Rep. Morrison was quick to confirm the reason behind the timing.

“It is in response to the lawsuit,” Morrison said. “The Attorney General and the Cook County State’s Attorney are sworn to defend the law of the land. It’s being challenged right now and it’s not being done legislatively, it’s being done through the courts. By making it part of the constitution — that’s what we’re trying to address. It should be something that the people should decide.”

While Illinois already has a provisions that ban same-sex marriage, his resolution and the ultimate constitutional amendment would block the court’s ruling, take the decision out of the hands of what he called “activists judges” and allow the people to have a say in the matter through his legislation, he said.

However, a voter referendum on the matter, albeit non-binding in Illinois, would give better instruction to legislators when they introduce laws pertaining to the issue and initiatives calling for such a referendum have failed to result in a ballot measure, he said.

“Attitudes on same-gender marriage have changed drastically since then,” Martinez of TCRA said. On a national level, over 50 percent of Americans say they support laws that would grant equality to LGBT people, including marriage equality, according to a CNN/ORC International Survey released last month.

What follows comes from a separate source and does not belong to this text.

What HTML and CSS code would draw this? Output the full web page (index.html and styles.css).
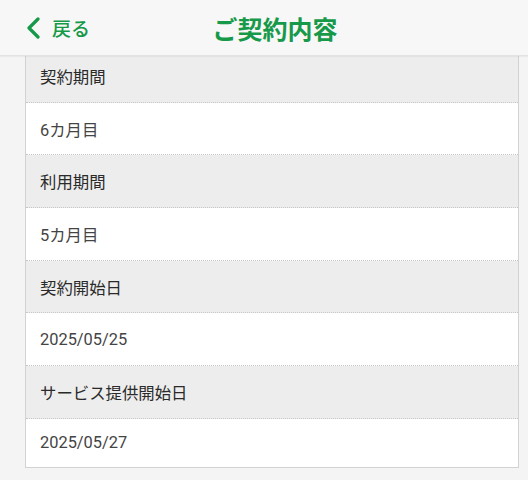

“The best kind of poll is the ballot box,” said Morrison. “We don’t legislate by polls.”

Local LGBT rights activists, including those at TCRA, are calling the proposal a weak ploy to block the rights of same-sex couples and a move for the legislators to win conservative votes in an election year.

“This is nothing more than an attack on same-gender couples and their families,” said Rick Garcia, director of the Illinois Marriage Project for TCRA. “A constitutional amendment has been introduced many times before and it has failed. TCRA helped kill the effort to pass such an amendment last year, and in speaking with legislators we have seen that this neither a popular effort nor one that has the momentum it needs to pass.”

Calls made to Rep. Reis’ office have not yet been returned.